* Problem details *
In the copy, keep every record exact and leave out all images.

(Web page code records)
(begin)
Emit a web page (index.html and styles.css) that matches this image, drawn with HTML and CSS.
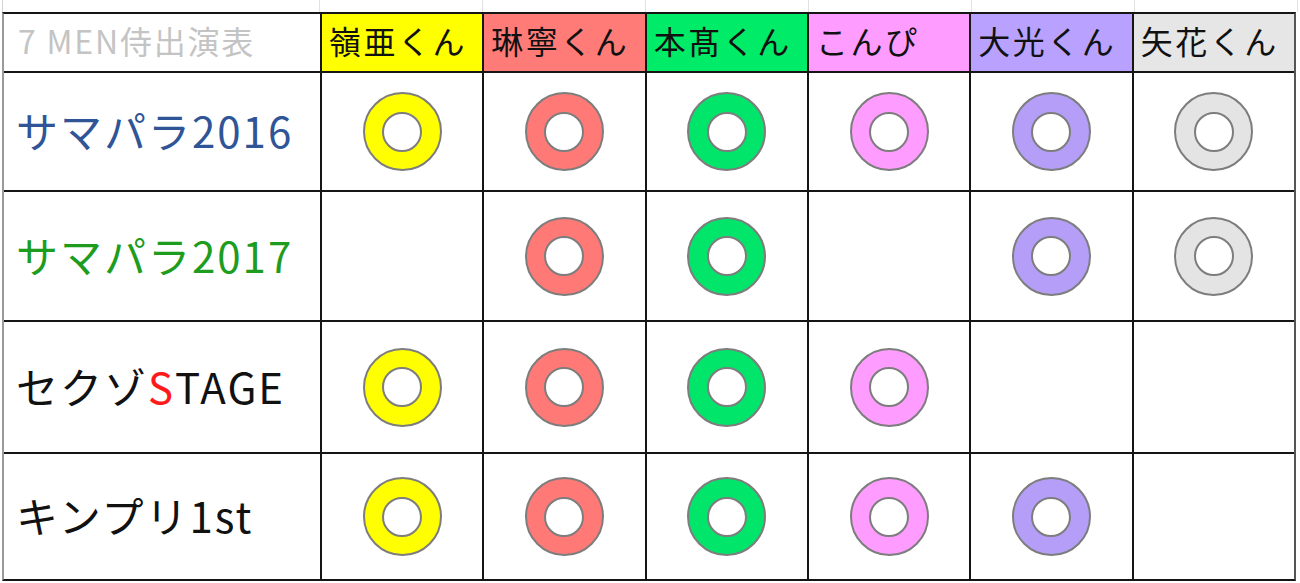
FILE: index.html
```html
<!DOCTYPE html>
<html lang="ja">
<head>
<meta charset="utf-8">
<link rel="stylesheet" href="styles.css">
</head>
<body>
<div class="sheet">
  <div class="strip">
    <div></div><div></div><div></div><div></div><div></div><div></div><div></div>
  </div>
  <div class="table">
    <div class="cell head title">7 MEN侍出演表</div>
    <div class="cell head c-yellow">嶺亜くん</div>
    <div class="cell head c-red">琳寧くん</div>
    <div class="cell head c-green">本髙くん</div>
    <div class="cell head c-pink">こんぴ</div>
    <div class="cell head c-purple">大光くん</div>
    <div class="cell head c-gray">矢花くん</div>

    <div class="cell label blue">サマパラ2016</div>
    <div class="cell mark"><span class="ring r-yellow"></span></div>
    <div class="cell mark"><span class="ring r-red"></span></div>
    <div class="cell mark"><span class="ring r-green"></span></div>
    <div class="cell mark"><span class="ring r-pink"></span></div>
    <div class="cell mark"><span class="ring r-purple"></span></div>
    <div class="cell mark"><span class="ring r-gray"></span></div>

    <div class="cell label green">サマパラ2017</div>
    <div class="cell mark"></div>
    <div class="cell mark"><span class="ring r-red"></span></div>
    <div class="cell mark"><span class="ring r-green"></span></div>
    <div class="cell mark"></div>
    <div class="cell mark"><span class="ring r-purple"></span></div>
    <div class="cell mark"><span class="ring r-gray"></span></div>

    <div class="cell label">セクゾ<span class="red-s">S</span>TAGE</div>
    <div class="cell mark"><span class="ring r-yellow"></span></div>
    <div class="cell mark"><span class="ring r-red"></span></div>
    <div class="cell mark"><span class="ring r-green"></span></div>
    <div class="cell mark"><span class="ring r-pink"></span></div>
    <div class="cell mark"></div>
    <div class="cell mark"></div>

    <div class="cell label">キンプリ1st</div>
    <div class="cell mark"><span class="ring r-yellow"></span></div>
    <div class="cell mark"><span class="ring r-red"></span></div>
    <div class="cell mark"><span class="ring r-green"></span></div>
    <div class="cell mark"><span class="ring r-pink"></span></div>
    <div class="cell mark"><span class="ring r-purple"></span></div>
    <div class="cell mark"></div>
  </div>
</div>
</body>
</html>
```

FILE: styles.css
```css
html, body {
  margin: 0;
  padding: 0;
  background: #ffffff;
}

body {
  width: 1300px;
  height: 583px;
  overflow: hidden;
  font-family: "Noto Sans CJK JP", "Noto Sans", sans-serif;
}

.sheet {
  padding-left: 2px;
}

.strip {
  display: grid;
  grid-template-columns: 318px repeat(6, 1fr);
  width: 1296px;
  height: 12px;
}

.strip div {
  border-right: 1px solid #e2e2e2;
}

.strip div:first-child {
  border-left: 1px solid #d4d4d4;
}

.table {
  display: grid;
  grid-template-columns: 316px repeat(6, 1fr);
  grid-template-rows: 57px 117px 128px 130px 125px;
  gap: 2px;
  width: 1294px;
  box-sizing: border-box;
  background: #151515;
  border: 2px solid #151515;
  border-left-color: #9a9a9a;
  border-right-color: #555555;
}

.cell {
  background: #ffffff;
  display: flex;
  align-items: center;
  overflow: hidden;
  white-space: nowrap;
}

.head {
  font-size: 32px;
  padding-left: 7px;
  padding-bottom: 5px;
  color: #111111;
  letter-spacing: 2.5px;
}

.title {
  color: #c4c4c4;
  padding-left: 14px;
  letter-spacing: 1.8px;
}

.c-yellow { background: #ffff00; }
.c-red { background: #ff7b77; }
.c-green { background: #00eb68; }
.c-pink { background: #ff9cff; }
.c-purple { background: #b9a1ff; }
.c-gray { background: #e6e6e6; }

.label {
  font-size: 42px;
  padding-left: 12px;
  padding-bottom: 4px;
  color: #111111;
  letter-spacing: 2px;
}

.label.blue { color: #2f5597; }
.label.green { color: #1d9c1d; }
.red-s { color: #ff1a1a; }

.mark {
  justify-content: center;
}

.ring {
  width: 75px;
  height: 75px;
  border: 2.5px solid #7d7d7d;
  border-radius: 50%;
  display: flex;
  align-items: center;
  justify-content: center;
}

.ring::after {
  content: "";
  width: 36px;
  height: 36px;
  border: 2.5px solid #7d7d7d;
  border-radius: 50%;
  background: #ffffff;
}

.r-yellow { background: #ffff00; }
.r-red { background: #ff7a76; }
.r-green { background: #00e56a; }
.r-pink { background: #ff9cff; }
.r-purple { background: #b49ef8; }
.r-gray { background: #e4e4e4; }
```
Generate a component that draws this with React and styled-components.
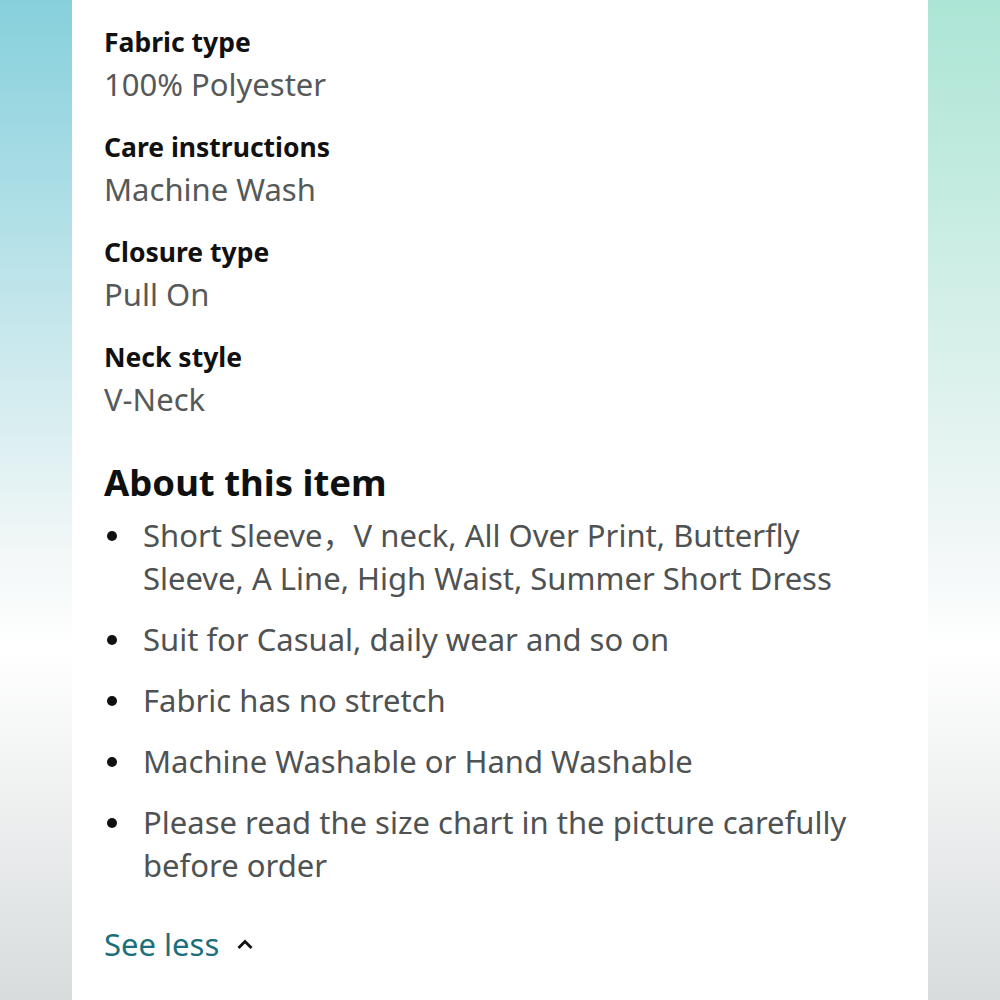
(end)
* Response to the task *
Emit a web page (index.html and styles.css) that matches this image, drawn with HTML and CSS.
FILE: index.html
```html
<!DOCTYPE html>
<html lang="ja">
<head>
<meta charset="utf-8">
<link rel="stylesheet" href="styles.css">
</head>
<body>
<div class="sheet">
  <div class="strip">
    <div></div><div></div><div></div><div></div><div></div><div></div><div></div>
  </div>
  <div class="table">
    <div class="cell head title">7 MEN侍出演表</div>
    <div class="cell head c-yellow">嶺亜くん</div>
    <div class="cell head c-red">琳寧くん</div>
    <div class="cell head c-green">本髙くん</div>
    <div class="cell head c-pink">こんぴ</div>
    <div class="cell head c-purple">大光くん</div>
    <div class="cell head c-gray">矢花くん</div>

    <div class="cell label blue">サマパラ2016</div>
    <div class="cell mark"><span class="ring r-yellow"></span></div>
    <div class="cell mark"><span class="ring r-red"></span></div>
    <div class="cell mark"><span class="ring r-green"></span></div>
    <div class="cell mark"><span class="ring r-pink"></span></div>
    <div class="cell mark"><span class="ring r-purple"></span></div>
    <div class="cell mark"><span class="ring r-gray"></span></div>

    <div class="cell label green">サマパラ2017</div>
    <div class="cell mark"></div>
    <div class="cell mark"><span class="ring r-red"></span></div>
    <div class="cell mark"><span class="ring r-green"></span></div>
    <div class="cell mark"></div>
    <div class="cell mark"><span class="ring r-purple"></span></div>
    <div class="cell mark"><span class="ring r-gray"></span></div>

    <div class="cell label">セクゾ<span class="red-s">S</span>TAGE</div>
    <div class="cell mark"><span class="ring r-yellow"></span></div>
    <div class="cell mark"><span class="ring r-red"></span></div>
    <div class="cell mark"><span class="ring r-green"></span></div>
    <div class="cell mark"><span class="ring r-pink"></span></div>
    <div class="cell mark"></div>
    <div class="cell mark"></div>

    <div class="cell label">キンプリ1st</div>
    <div class="cell mark"><span class="ring r-yellow"></span></div>
    <div class="cell mark"><span class="ring r-red"></span></div>
    <div class="cell mark"><span class="ring r-green"></span></div>
    <div class="cell mark"><span class="ring r-pink"></span></div>
    <div class="cell mark"><span class="ring r-purple"></span></div>
    <div class="cell mark"></div>
  </div>
</div>
</body>
</html>
```

FILE: styles.css
```css
html, body {
  margin: 0;
  padding: 0;
  background: #ffffff;
}

body {
  width: 1300px;
  height: 583px;
  overflow: hidden;
  font-family: "Noto Sans CJK JP", "Noto Sans", sans-serif;
}

.sheet {
  padding-left: 2px;
}

.strip {
  display: grid;
  grid-template-columns: 318px repeat(6, 1fr);
  width: 1296px;
  height: 12px;
}

.strip div {
  border-right: 1px solid #e2e2e2;
}

.strip div:first-child {
  border-left: 1px solid #d4d4d4;
}

.table {
  display: grid;
  grid-template-columns: 316px repeat(6, 1fr);
  grid-template-rows: 57px 117px 128px 130px 125px;
  gap: 2px;
  width: 1294px;
  box-sizing: border-box;
  background: #151515;
  border: 2px solid #151515;
  border-left-color: #9a9a9a;
  border-right-color: #555555;
}

.cell {
  background: #ffffff;
  display: flex;
  align-items: center;
  overflow: hidden;
  white-space: nowrap;
}

.head {
  font-size: 32px;
  padding-left: 7px;
  padding-bottom: 5px;
  color: #111111;
  letter-spacing: 2.5px;
}

.title {
  color: #c4c4c4;
  padding-left: 14px;
  letter-spacing: 1.8px;
}

.c-yellow { background: #ffff00; }
.c-red { background: #ff7b77; }
.c-green { background: #00eb68; }
.c-pink { background: #ff9cff; }
.c-purple { background: #b9a1ff; }
.c-gray { background: #e6e6e6; }

.label {
  font-size: 42px;
  padding-left: 12px;
  padding-bottom: 4px;
  color: #111111;
  letter-spacing: 2px;
}

.label.blue { color: #2f5597; }
.label.green { color: #1d9c1d; }
.red-s { color: #ff1a1a; }

.mark {
  justify-content: center;
}

.ring {
  width: 75px;
  height: 75px;
  border: 2.5px solid #7d7d7d;
  border-radius: 50%;
  display: flex;
  align-items: center;
  justify-content: center;
}

.ring::after {
  content: "";
  width: 36px;
  height: 36px;
  border: 2.5px solid #7d7d7d;
  border-radius: 50%;
  background: #ffffff;
}

.r-yellow { background: #ffff00; }
.r-red { background: #ff7a76; }
.r-green { background: #00e56a; }
.r-pink { background: #ff9cff; }
.r-purple { background: #b49ef8; }
.r-gray { background: #e4e4e4; }
```
Generate a component that draws this with React and styled-components.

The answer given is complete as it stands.